If someone says “don’t spend more than a few hours on it” then I assume that’s part of the task requirements. I’ll get as much done as I can in a few hours and put a TODO section in the readme. I assumed that the reviewer will go through the commit history and it’s a red flag if something that should have taken a few hours takes you significantly longer.

Perhaps this is the wrong approach as the last one I did I didn’t even get a response to my submission.

Of course, this all assumes that the interviewer has an accurate idea of how long it should reasonably take.



What I've found is they're actually looking for the candidate that goes above and beyond. That "should only take 3 hours" might be true for the basic ask, but you'll never get called back. It's especially common for startups because they're looking for someone who is going to generally have longer hours and lower pay. It's smart for them because it puts most of the work on you, just a very bad experience for the prospective candidate.

I figured out it's code for: build me the assignment, plus other functionality you can think of, polish it nicely, write unit tests and integration tests, and deploy it so I don't have to pull down your github repo.

I'm not against take home, I just don't want to spend my entire weekend just to get to the phone screen. These kinds of assignments are usually step 1 of the funnel and it was very frustrating get rejected without any feedback.

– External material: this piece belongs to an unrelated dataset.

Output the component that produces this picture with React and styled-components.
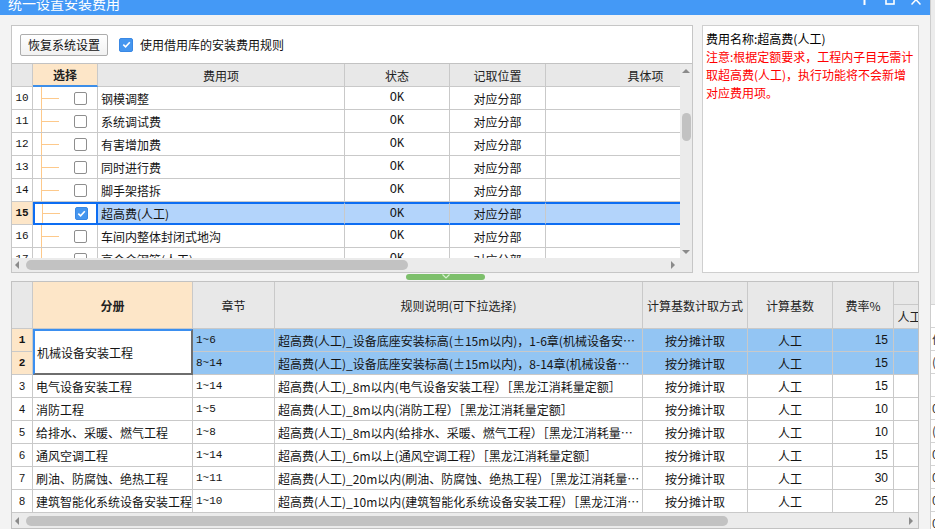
import React from "react";
import styled, { createGlobalStyle } from "styled-components";

const CJK = `"Noto Sans CJK SC", "Noto Sans", sans-serif`;
const MONO = `"Liberation Mono", "Noto Sans CJK SC", monospace`;
const SANS = `"Liberation Sans", "Noto Sans CJK SC", sans-serif`;

const LINE = "#c9c9c9";
const HEAD = "#e8e8e8";
const PEACH = "#fde6c8";

const GlobalStyle = createGlobalStyle`
  html, body { margin: 0; padding: 0; }
  body {
    background: #f3f3f3;
    font-family: ${CJK};
    font-size: 12px;
    color: #111;
  }
`;

const Screen = styled.div`
  display: flex;
  width: 935px;
  height: 529px;
  overflow: hidden;
`;

const Dialog = styled.div`
  width: 930px;
  flex-shrink: 0;
  display: flex;
  flex-direction: column;
  background: #f3f3f3;
`;

const TitleBar = styled.div`
  height: 15px;
  flex-shrink: 0;
  background: #4499f6;
  color: #fff;
  display: flex;
  align-items: flex-start;
  overflow: hidden;
  padding: 0 9px 0 8px;
`;

const Title = styled.div`
  font-size: 14px;
  line-height: 20px;
  margin-top: -7px;
  white-space: nowrap;
`;

const WinControls = styled.div`
  margin-left: auto;
  display: flex;
  align-items: flex-start;
`;

const Body = styled.div`
  flex: 1;
  min-height: 0;
  display: flex;
  flex-direction: column;
  padding: 10px 11px 0;
`;

const TopSection = styled.div`
  height: 248px;
  flex-shrink: 0;
  display: flex;
  gap: 9px;
`;

const LeftPanel = styled.div`
  width: 682px;
  box-sizing: border-box;
  background: #fff;
  border: 1px solid #c6c6c6;
  display: flex;
  flex-direction: column;
`;

const Toolbar = styled.div`
  height: 37px;
  flex-shrink: 0;
  display: flex;
  align-items: center;
  padding-left: 8px;
`;

const ToolButton = styled.button`
  height: 22px;
  padding: 0 7px;
  border: 1px solid #adadad;
  border-radius: 2px;
  background: linear-gradient(#ffffff, #f1f1f1);
  font-family: ${CJK};
  font-size: 12px;
  color: #111;
`;

const CheckLabel = styled.label`
  display: flex;
  align-items: center;
  gap: 7px;
  margin-left: 11px;
  font-size: 12px;
  color: #111;
`;

const Box = styled.span`
  width: ${(p) => p.$size}px;
  height: ${(p) => p.$size}px;
  box-sizing: border-box;
  flex-shrink: 0;
  align-self: center;
  border: 1px solid ${(p) => (p.$checked ? "#3a88e4" : "#8e8e8e")};
  border-radius: 2px;
  background: ${(p) => (p.$checked ? "#4596ef" : "#fff")};
  display: inline-flex;
  align-items: center;
  justify-content: center;
  margin-left: ${(p) => p.$offset || 0}px;
`;

function Check({ checked, size = 13, offset }) {
  return (
    <Box $checked={checked} $size={size} $offset={offset}>
      {checked && (
        <svg width="9" height="9" viewBox="0 0 9 9">
          <path d="M1.3 4.6 L3.6 6.8 L7.8 2.2" stroke="#fff" strokeWidth="1.6" fill="none" />
        </svg>
      )}
    </Box>
  );
}

const Grid = styled.div`
  flex: 1;
  min-height: 0;
  display: flex;
  flex-direction: column;
  border-top: 1px solid #c2c2c2;
`;

const GridMain = styled.div`
  flex: 1;
  min-height: 0;
  display: flex;
`;

const Viewport = styled.div`
  flex: 1;
  min-width: 0;
  overflow: hidden;
`;

const FeeTable = styled.div`
  display: grid;
  grid-template-columns: 21px 65px 247px 105px 96px 200px;
  grid-auto-rows: 23px;
`;

const Cell = styled.div`
  box-sizing: border-box;
  min-width: 0;
  border-right: 1px solid ${LINE};
  border-bottom: 1px solid ${LINE};
  background: ${(p) => p.$bg || "#fff"};
  display: flex;
  align-items: center;
  justify-content: ${(p) =>
    p.$align === "center" ? "center" : p.$align === "right" ? "flex-end" : "flex-start"};
  padding: 0 ${(p) => (p.$pad !== undefined ? p.$pad : 3)}px;
  overflow: hidden;
  white-space: nowrap;
  font-weight: ${(p) => (p.$bold ? 700 : 400)};
  font-family: ${(p) => p.$font || CJK};
  font-size: ${(p) => p.$size || 12}px;
  color: #141414;
  grid-row: ${(p) => (p.$span ? `span ${p.$span}` : "auto")};
  ${(p) =>
    p.$sel &&
    `border-top: 2px solid #0d6df2; border-bottom: 2px solid #0d6df2;`}
  ${(p) =>
    p.$focus &&
    `border-left: 2px solid #0d6df2; border-right: 2px solid #0d6df2;`}
`;

const HeadCell = styled(Cell)`
  background: ${(p) => p.$bg || HEAD};
  color: #222;
  justify-content: center;
  ${(p) => p.$underline && `border-bottom: 2px solid #3d8ee8;`}
`;

const TreeCell = styled(Cell)`
  align-items: stretch;
  padding: 0 0 0 ${(p) => (p.$focus ? 7 : 8)}px;
`;

const TreeLine = styled.span`
  width: 17px;
  flex-shrink: 0;
  border-left: 1px solid #fdc98b;
  background: linear-gradient(#fdc98b, #fdc98b) no-repeat left center / 100% 1px;
`;

const VScroll = styled.div`
  width: 12px;
  flex-shrink: 0;
  box-sizing: border-box;
  background: #ebebeb;
  display: flex;
  flex-direction: column;
  align-items: center;
  padding: 5px 0 4px;
`;

const ArrowUp = styled.span`
  width: 0;
  height: 0;
  border-left: 4px solid transparent;
  border-right: 4px solid transparent;
  border-bottom: 4px solid #8b8b8b;
`;

const ArrowDown = styled.span`
  width: 0;
  height: 0;
  border-left: 4px solid transparent;
  border-right: 4px solid transparent;
  border-top: 4px solid #8b8b8b;
`;

const ArrowLeft = styled.span`
  width: 0;
  height: 0;
  flex-shrink: 0;
  border-top: 4px solid transparent;
  border-bottom: 4px solid transparent;
  border-right: 4px solid #8b8b8b;
`;

const ArrowRight = styled.span`
  width: 0;
  height: 0;
  flex-shrink: 0;
  border-top: 4px solid transparent;
  border-bottom: 4px solid transparent;
  border-left: 4px solid #8b8b8b;
`;

const VThumb = styled.span`
  width: 9px;
  height: 28px;
  border-radius: 5px;
  background: #c2c2c2;
  margin-top: 40px;
`;

const Spacer = styled.span`
  flex: 1;
`;

const ScrollRow = styled.div`
  height: 14px;
  flex-shrink: 0;
  display: flex;
`;

const HScroll = styled.div`
  flex: 1;
  height: 14px;
  flex-shrink: 0;
  box-sizing: border-box;
  background: #ebebeb;
  display: flex;
  align-items: center;
  padding: 0 5px 0 3px;
`;

const HThumb = styled.span`
  height: 10px;
  width: ${(p) => p.$w}px;
  flex-shrink: 0;
  margin-left: 7px;
  border-radius: 5px;
  background: #c2c2c2;
`;

const Corner = styled.div`
  width: 12px;
  background: #ebebeb;
`;

const InfoPanel = styled.div`
  flex: 1;
  box-sizing: border-box;
  background: #fff;
  border: 1px solid #cfcfcf;
  padding: 4px 3px;
  line-height: 18px;
  font-size: 12px;
`;

const InfoLine = styled.div`
  white-space: nowrap;
  color: ${(p) => (p.$warn ? "#ff0000" : "#000")};
`;

const Splitter = styled.div`
  height: 8px;
  flex-shrink: 0;
  display: flex;
  align-items: flex-start;
`;

const Grip = styled.div`
  margin: 1px 0 0 395px;
  width: 79px;
  height: 6px;
  border-radius: 3px;
  background: #7dbf6b;
  display: flex;
  justify-content: center;
  align-items: flex-start;
`;

const Sheet = styled.div`
  flex: 1;
  min-height: 0;
  box-sizing: border-box;
  border: 1px solid #c2c2c2;
  background: #fff;
  display: flex;
  flex-direction: column;
  overflow: hidden;
`;

const SheetViewport = styled.div`
  height: 231px;
  flex-shrink: 0;
  overflow: hidden;
`;

const SheetTable = styled.div`
  display: grid;
  grid-template-columns: 21px 160px 82px 368px 105px 85px 61px 32px;
  grid-template-rows: 23px 24px;
  grid-auto-rows: 23px;
`;

const MergedCell = styled(Cell)`
  background: #fff;
  border-left: 2px solid #3b8ff0;
  border-top: 2px solid #3b8ff0;
  border-right: 2px solid #6e6e6e;
  border-bottom: 2px solid #6e6e6e;
  padding-left: 2px;
`;

const Behind = styled.div`
  width: 5px;
  flex-shrink: 0;
  box-sizing: border-box;
  display: flex;
  flex-direction: column;
  background: #ececec;
  border-left: 1px solid #cdcdcd;
  overflow: hidden;
`;

const BehindTop = styled.div`
  height: 304px;
  flex-shrink: 0;
  border-bottom: 1px solid #d4d4d4;
`;

const BehindRow = styled.div`
  height: 23px;
  flex-shrink: 0;
  box-sizing: border-box;
  background: #fff;
  border-bottom: 1px solid #d4d4d4;
  line-height: 22px;
  padding-left: 1px;
  white-space: nowrap;
  overflow: hidden;
  color: #333;
`;

const feeRows = [
  { n: 10, name: "钢模调整" },
  { n: 11, name: "系统调试费" },
  { n: 12, name: "有害增加费" },
  { n: 13, name: "同时进行费" },
  { n: 14, name: "脚手架搭拆" },
  { n: 15, name: "超高费(人工)", checked: true, sel: true },
  { n: 16, name: "车间内整体封闭式地沟" },
  { n: 17, name: "高合金钢管(人工)" },
];

const ruleRows = [
  { n: 1, ch: "1~6", rule: "超高费(人工)_设备底座安装标高(±15m以内)，1-6章(机械设备安…", rate: "15", sel: true },
  { n: 2, ch: "8~14", rule: "超高费(人工)_设备底座安装标高(±15m以内)，8-14章(机械设备…", rate: "15", sel: true },
  { n: 3, book: "电气设备安装工程", ch: "1~14", rule: "超高费(人工)_8m以内(电气设备安装工程）［黑龙江消耗量定额］", rate: "15" },
  { n: 4, book: "消防工程", ch: "1~5", rule: "超高费(人工)_8m以内(消防工程）［黑龙江消耗量定额］", rate: "10" },
  { n: 5, book: "给排水、采暖、燃气工程", ch: "1~8", rule: "超高费(人工)_8m以内(给排水、采暖、燃气工程）［黑龙江消耗量…", rate: "10" },
  { n: 6, book: "通风空调工程", ch: "1~14", rule: "超高费(人工)_6m以上(通风空调工程）［黑龙江消耗量定额］", rate: "15" },
  { n: 7, book: "刷油、防腐蚀、绝热工程", ch: "1~11", rule: "超高费(人工)_20m以内(刷油、防腐蚀、绝热工程）［黑龙江消耗量…", rate: "30" },
  { n: 8, book: "建筑智能化系统设备安装工程", ch: "1~10", rule: "超高费(人工)_10m以内(建筑智能化系统设备安装工程）［黑龙江消…", rate: "25" },
];

const behindText = ["", "价", "(", "", "0", "(", "0", "0", "0", "0"];

export default function App() {
  return (
    <>
      <GlobalStyle />
      <Screen>
        <Dialog>
          <TitleBar>
            <Title>统一设置安装费用</Title>
            <WinControls>
              <svg width="3" height="15" style={{ marginRight: 19 }}>
                <rect x="0.5" y="0" width="2" height="5" fill="#fff" />
              </svg>
              <svg width="10" height="15" style={{ marginRight: 16 }}>
                <rect x="1" y="-6" width="8" height="10" stroke="#fff" strokeWidth="1.6" fill="none" />
              </svg>
              <svg width="10" height="15">
                <path d="M0.5 -5 L9.5 4.5 M9.5 -5 L0.5 4.5" stroke="#fff" strokeWidth="1.5" />
              </svg>
            </WinControls>
          </TitleBar>

          <Body>
            <TopSection>
              <LeftPanel>
                <Toolbar>
                  <ToolButton>恢复系统设置</ToolButton>
                  <CheckLabel>
                    <Check checked size={14} />
                    使用借用库的安装费用规则
                  </CheckLabel>
                </Toolbar>

                <Grid>
                  <GridMain>
                    <Viewport>
                      <FeeTable>
                        <HeadCell />
                        <HeadCell $bg={PEACH} $bold $underline>选择</HeadCell>
                        <HeadCell>费用项</HeadCell>
                        <HeadCell>状态</HeadCell>
                        <HeadCell>记取位置</HeadCell>
                        <HeadCell>具体项</HeadCell>
                        {feeRows.map((r) => (
                          <React.Fragment key={r.n}>
                            <Cell
                              $align="center"
                              $pad={0}
                              $font={MONO}
                              $size={11}
                              $bold={r.sel}
                              $bg={r.sel ? PEACH : "#fff"}
                            >
                              {r.n}
                            </Cell>
                            <TreeCell $sel={r.sel} $focus={r.sel}>
                              <TreeLine />
                              <Check checked={r.checked} offset={15} />
                            </TreeCell>
                            <Cell $sel={r.sel} $bg={r.sel ? "#b3d4fb" : "#fff"}>{r.name}</Cell>
                            <Cell $sel={r.sel} $bg={r.sel ? "#b3d4fb" : "#fff"} $align="center" $font={MONO} $size={12}>
                              OK
                            </Cell>
                            <Cell $sel={r.sel} $bg={r.sel ? "#b3d4fb" : "#fff"} $align="center">
                              对应分部
                            </Cell>
                            <Cell $sel={r.sel} $bg={r.sel ? "#b3d4fb" : "#fff"} />
                          </React.Fragment>
                        ))}
                      </FeeTable>
                    </Viewport>
                    <VScroll>
                      <ArrowUp />
                      <VThumb />
                      <Spacer />
                      <ArrowDown />
                    </VScroll>
                  </GridMain>
                  <ScrollRow>
                    <HScroll>
                      <ArrowLeft />
                      <HThumb $w={382} />
                      <Spacer />
                      <ArrowRight />
                    </HScroll>
                    <Corner />
                  </ScrollRow>
                </Grid>
              </LeftPanel>

              <InfoPanel>
                <InfoLine>费用名称:超高费(人工)</InfoLine>
                <InfoLine $warn>注意:根据定额要求，工程内子目无需计</InfoLine>
                <InfoLine $warn>取超高费(人工)，执行功能将不会新增</InfoLine>
                <InfoLine $warn>对应费用项。</InfoLine>
              </InfoPanel>
            </TopSection>

            <Splitter>
              <Grip>
                <svg width="10" height="5">
                  <path d="M1.5 0.5 L5 4 L8.5 0.5" stroke="#d6f0cf" strokeWidth="1.2" fill="none" />
                </svg>
              </Grip>
            </Splitter>

            <Sheet>
              <SheetViewport>
                <SheetTable>
                  <HeadCell $span={2} />
                  <HeadCell $span={2} $bg={PEACH} $bold>分册</HeadCell>
                  <HeadCell $span={2}>章节</HeadCell>
                  <HeadCell $span={2}>规则说明(可下拉选择)</HeadCell>
                  <HeadCell $span={2}>计算基数计取方式</HeadCell>
                  <HeadCell $span={2}>计算基数</HeadCell>
                  <HeadCell $span={2}>费率%</HeadCell>
                  <HeadCell />
                  <HeadCell>人工</HeadCell>
                  {ruleRows.map((r) => {
                    const bg = r.sel ? "#93c5f3" : "#fff";
                    return (
                      <React.Fragment key={r.n}>
                        <Cell
                          $align="center"
                          $pad={0}
                          $bold={r.sel}
                          $font={r.sel ? MONO : SANS}
                          $size={11}
                          $bg={r.sel ? PEACH : "#fff"}
                        >
                          {r.n}
                        </Cell>
                        {r.n === 1 && <MergedCell $span={2}>机械设备安装工程</MergedCell>}
                        {r.book && <Cell>{r.book}</Cell>}
                        <Cell $bg={bg} $font={MONO} $size={11}>{r.ch}</Cell>
                        <Cell $bg={bg}>{r.rule}</Cell>
                        <Cell $bg={bg} $align="center">按分摊计取</Cell>
                        <Cell $bg={bg} $align="center">人工</Cell>
                        <Cell $bg={bg} $align="right" $pad={5} $font={SANS}>{r.rate}</Cell>
                        <Cell $bg={bg} />
                      </React.Fragment>
                    );
                  })}
                </SheetTable>
              </SheetViewport>
              <HScroll>
                <ArrowLeft />
                <HThumb $w={702} />
                <Spacer />
                <ArrowRight />
              </HScroll>
            </Sheet>
          </Body>
        </Dialog>

        <Behind>
          <BehindTop />
          {behindText.map((t, i) => (
            <BehindRow key={i}>{t}</BehindRow>
          ))}
        </Behind>
      </Screen>
    </>
  );
}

Now I just screen for any companies that require it because it's better for my quality of life.


I have only had one such assignment (every other timed problem set I have received has had a hard deadline), but I was unceremoniously rejected after doing what you describe. To make it worse, it was "don't spend more than 8 hours". They basically gave me a weekend project.


I had one which was "this is trivial, and shouldn't take you more than an hour." Which after looking at their very unclean data set they wanted to perform analytics on (lots of missing/incorrect/... data), and the effectively random set of formats that I had to deal with (some mysql dumps, some CSV, some weird IBM mainframe DB txt dumps, etc.).

I had started on this on the Friday afternoon they gave it to me, hoping that I could work on it Saturday. That was blown, along with much of Sunday, for family obligations. Sunday night I continued, and made great/rapid progress.

Went to sleep with the idea that I'd get up early and finish it.

Though at 10pm, my mother-in-law had to go to the hospital for a severe flu, so I took her, and waited with her, with my laptop, and worked until 5am when they released her. Drove back home after dropping her off, and caught a few hours of sleep.

Company sent an email asking for my solution Monday afternoon, and I said "almost done." Had some formatting/testing I wanted to do.

They said, "no, we're done."

I was more than a little pissed. But, upon reflection, this gave me a great signal as to the nature and quality of the company and its environment. I sent a nice letter to the CTO thanking him for the opportunity, noting what I had left to do. He said "hold on, lets talk."

I said, "no, we are done."

I had several real offers by then, and didn't need any more.


Excellent response, if true. Companies treating candidates like garbage are the scourge of our industry. You should name and shame but I understand why you don't.


You can also use this as proof that you are a good RAD/Agile developer and can Timebox / Descope.